Je ne suis pas d'accord avec toi, mon guigui. Et sur la question des esclaves de Khéops ou d'autres, et sur celle du bâtiment de Perrault.
Mais je ne suis pas d'accord avec tes contradicteurs non plus. Et c'est à eux que je m'adresse plus qu'à toi.
Pour être plus exact, je ne remets en cause ni la beauté pyramidale, ni les choix de Perrault. En tant que monuments, les deux sont, à mon sens, des éléments structurants de leur environnement et de leur contexte historique et culturel.
Je ne mettrais même pas à verser dans la litanie des critiques des intellectuels - essentiellement parisiens et usagers - de la TGB. La plupart de ces gens ne regardent que leurs pieds, cela les empêche de voir l'horizon.

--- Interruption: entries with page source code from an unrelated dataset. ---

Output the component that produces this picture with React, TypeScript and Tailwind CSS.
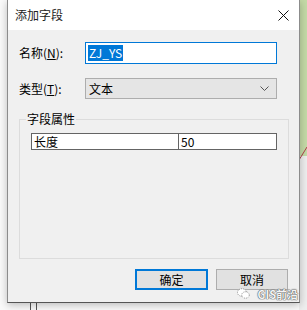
import React from "react";

const font = {
  fontFamily: '"Noto Sans CJK SC", "Noto Sans", sans-serif',
};

function CloseIcon() {
  return (
    <svg width="11" height="11" viewBox="0 0 11 11">
      <path d="M0.5 0.5 L10.5 10.5 M10.5 0.5 L0.5 10.5" stroke="#111" strokeWidth="1" />
    </svg>
  );
}

function Chevron() {
  return (
    <svg width="9" height="5" viewBox="0 0 9 5">
      <path d="M0.5 0.5 L4.5 4.5 L8.5 0.5" stroke="#555" strokeWidth="1" fill="none" />
    </svg>
  );
}

export default function App() {
  return (
    <div
      className="relative w-[307px] h-[310px] bg-[#fafafa] overflow-hidden text-[12px] text-black"
      style={font}
    >
      {/* map canvas behind the dialog */}
      <svg className="absolute inset-0" width="307" height="310">
        <rect x="299" y="0" width="8" height="156" fill="#c4daa6" />
        <rect x="299" y="156" width="8" height="154" fill="#eeeeee" />
        <path d="M299 160 L307 147" stroke="#b0404a" strokeWidth="1" />
        <path d="M30.5 302 V310 M36.5 302 V310" stroke="#555" strokeWidth="1" />
      </svg>

      <div className="relative ml-[7px] w-[293px] h-[303px] flex flex-col border border-t-0 border-[#8c8c8c] border-b-[#555] shadow-[0_2px_8px_rgba(0,0,0,0.25)]">
        <div className="h-[30px] bg-white flex items-center justify-between pl-[7px] pr-[10px]">
          <span className="text-[12px] text-[#222]">添加字段</span>
          <CloseIcon />
        </div>

        <div className="flex-1 bg-[#f0f0f0] flex flex-col pl-[11px] pr-[10px] pt-[12px]">
          <div className="flex items-center h-[22px]">
            <span className="w-[66px]">
              名称(<u>N</u>):
            </span>
            <div className="w-[192px] h-[22px] border border-[#0078d7] bg-white flex items-center pl-[2px]">
              <span className="bg-[#0078d7] text-white px-[1px] leading-[16px]">ZJ_YS</span>
            </div>
          </div>

          <div className="flex items-center h-[21px] mt-[14px]">
            <span className="w-[66px]">
              类型(<u>T</u>):
            </span>
            <div className="w-[192px] h-[21px] border border-[#adadad] bg-[#e5e5e5] flex items-center justify-between pl-[3px] pr-[7px]">
              <span>文本</span>
              <Chevron />
            </div>
          </div>

          <fieldset className="mt-[12px] h-[148px] border border-[#dcdcdc]">
            <legend className="ml-[6px] px-[1px] leading-[16px]">字段属性</legend>
            <div className="pl-[11px] pt-[6px]">
              <div className="w-[246px] h-[17px] border border-[#646464] bg-white flex">
                <div className="w-[147px] border-r border-[#646464] pl-[2px] leading-[15px]">长度</div>
                <div className="flex-1 pl-[2px] leading-[15px]">50</div>
              </div>
            </div>
          </fieldset>

          <div className="flex justify-end gap-[8px] mt-[10px] mr-[1px]">
            <button className="w-[73px] h-[21px] border-2 border-[#0078d7] bg-[#e1e1e1] leading-none">
              确定
            </button>
            <button className="w-[72px] h-[21px] border border-[#adadad] bg-[#e1e1e1] leading-none">
              取消
            </button>
          </div>
        </div>
      </div>

      {/* watermark */}
      <div className="absolute right-[9px] bottom-[8px] flex items-center gap-[8px] text-[#f4f4f4] text-[11px] font-bold [text-shadow:0_0_1px_#555,0_0_1px_#555,0_0_1px_#555]">
        <svg width="13" height="11" viewBox="0 0 13 11">
          <ellipse cx="5" cy="4.5" rx="4.5" ry="3.8" fill="#fff" stroke="#777" strokeWidth="0.8" strokeDasharray="1 1" />
          <ellipse cx="8.5" cy="7" rx="3.8" ry="3.2" fill="#fff" stroke="#777" strokeWidth="0.8" strokeDasharray="1 1" />
        </svg>
        <span>GIS前沿</span>
      </div>
    </div>
  );
}
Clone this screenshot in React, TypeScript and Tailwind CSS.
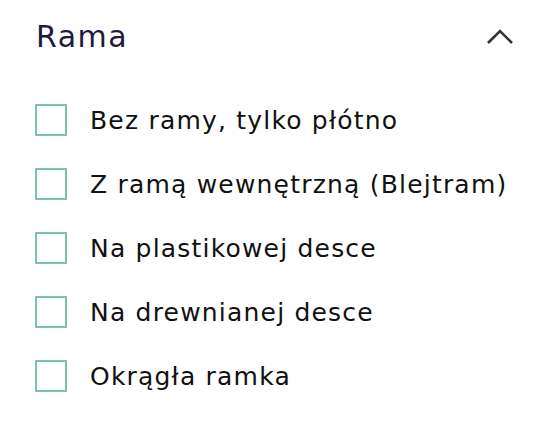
import React from "react";

const items = [
  "Bez ramy, tylko płótno",
  "Z ramą wewnętrzną (Blejtram)",
  "Na plastikowej desce",
  "Na drewnianej desce",
  "Okrągła ramka",
];

export default function App() {
  return (
    <div
      className="w-[544px] h-[442px] bg-white pl-[35px] pr-[32px] pt-[16px]"
      style={{ fontFamily: '"DejaVu Sans", sans-serif' }}
    >
      <div className="flex items-center justify-between h-[42px]">
        <h2 className="text-[30px] font-normal text-[#1e1b3b] leading-none tracking-[1.5px] ml-[1px] mt-[-1px]">
          Rama
        </h2>
        <svg width="28" height="16" viewBox="0 0 28 16" className="mr-[-2px]">
          <path d="M2 14 L14 2 L26 14" fill="none" stroke="#333" strokeWidth="2.6" />
        </svg>
      </div>
      <div className="flex flex-col gap-[32px] mt-[46px]">
        {items.map((t) => (
          <label key={t} className="flex items-center gap-[23px] h-[32px]">
            <span className="w-[32px] h-[32px] border-2 border-[#7cc2a9] shrink-0" />
            <span className="text-[25px] text-[#111] leading-none tracking-[1.2px]">{t}</span>
          </label>
        ))}
      </div>
    </div>
  );
}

D'autant que l'architecture des bibliothèques est un sujet largement débattu, et que peu de choix architecturaux ne
comportent pas d'inconvénients.
La question, pour moi, est autre.
La BNF est, comme tout bâtiment, une affaire de choix au sein de contraintes, comme tu l'a rappelé.
Et ce qui est en cause n'est pas le produit final de cette équation, mais les contraintes de départ. D'où le malentendu profond de la controverse entre les architectes et les "usagers".
La seconde des contraintes aberrantes de ce bâtiment est sa commande. Fallait-il créer un monument pour la BNF ? La question mérite d'être posée lorsque émerge la question de la numérisation des documents, et le cout du monument en question.
Mettre la bibliothèque en bords de seine était un contresens dont l'architecte n'est pas responsable. Il doit faire avec. Des silos enterrés auraient nécessité la mise en œuvre de protections aussi couteuses que leur élévation.
Et le cout de fonctionnement, c'est bien la question que pose Loustic. Et ce n'est pas une question de salon de coiffure.
La BNF nouvelle coute trois fois plus cher que l'ancienne. Passons sur le surcout de l'accueil, nécessaire à la diversification des salles de consultations. Nécessaire en tout cas en fonction de la seconde contrainte, l'aberration monumentale, dont je parlerais plus tard.
Mais le cout de maintenance est exorbitant. Pour parler consommation de fluides, la BNF consomme autant qu'une ville de 30 000 habitants*.
Cette préoccupation doit elle être la préoccupation de l'architecte ?
En règle générale, oui, assurément. Et les bibliothécaires sont d'ailleurs très attentifs à cela. Les bibliothèques (municipales, départementales) sont certainement les bâtiments les plus avancés sur les questions de développement durable, ou de Haute Qualité Environnementale, comme on dit (même si la HQE est souvent une vaste fumisterie, mais c'est un autre débat).
Mais la question n'était pas là pour la BNF. Elle n'était pas dans le cahier des charges, d'ailleurs. On s'en foutait.
Là, sur ce plan de terrain parisien réservé par l'État, devait se dresser un monument à la gloire des lettres et de 'histoire françaises. Et la gloire, c'est l'amour. Quand on aime, on ne compte pas. Qu'aujourd'hui le cout de fonctionnement de la BNF soit équivalent aux couts de fonctionnement de 40% des bibliothèques universitaires n'a pas d'importance... D'ailleurs les bibliothèques universitaires n'ont pas d'importance. On s'en fout.
Et pourtant.
Vallait-il mieux construire un temple pour la BNF, accueillant chercheurs du monde entier, et surtout du tout Paris, ou permettre à l'ensemble des chercheurs français un meilleur accès aux sources grâce à une numérisation et un réseau de partage et d'accueil plus performant ?
La question ne s'est pas posée,
grands travaux oblige.
On a donc construit ce monument. On a dit qu'il devait se faire là, et qu'il devait marquer son temps.
Et c'est une profonde aberration.
Le résultat n'est pas la faute de l'architecte. L'architecte a fait son taf, et plutôt bien, compte tenu de ses contraintes et de ses choix de départ. Et ses choix valent surement moins que d'autre, c'est certain, et d'autant plus facile à dire qu'on ne sait pas ce qu'auraient donné les autres choix.
Bref, le problème n'est pas celui de la réalisation, mais celui de la commande. Et lorsqu'on discute architecture ou urbanisme, il est bon de se poser la question du pourquoi de la commande. Ça évite la facilité de tout foutre sur le dos de l'architecte.
Ça n'exonère pas l'architecture de devoir être une science sociale, hein. Mais elle n'est pas la mère de tous les maux.
Tu vois, finalement, je suis d'accord avec toi.
*
c'est vrai qu'à cette aune-là, la réintroduction des faucons pèlerins à Paris soir redevable de la TGB est assez anecdotique, sur le plan environnemental. Quasiment putassier, même.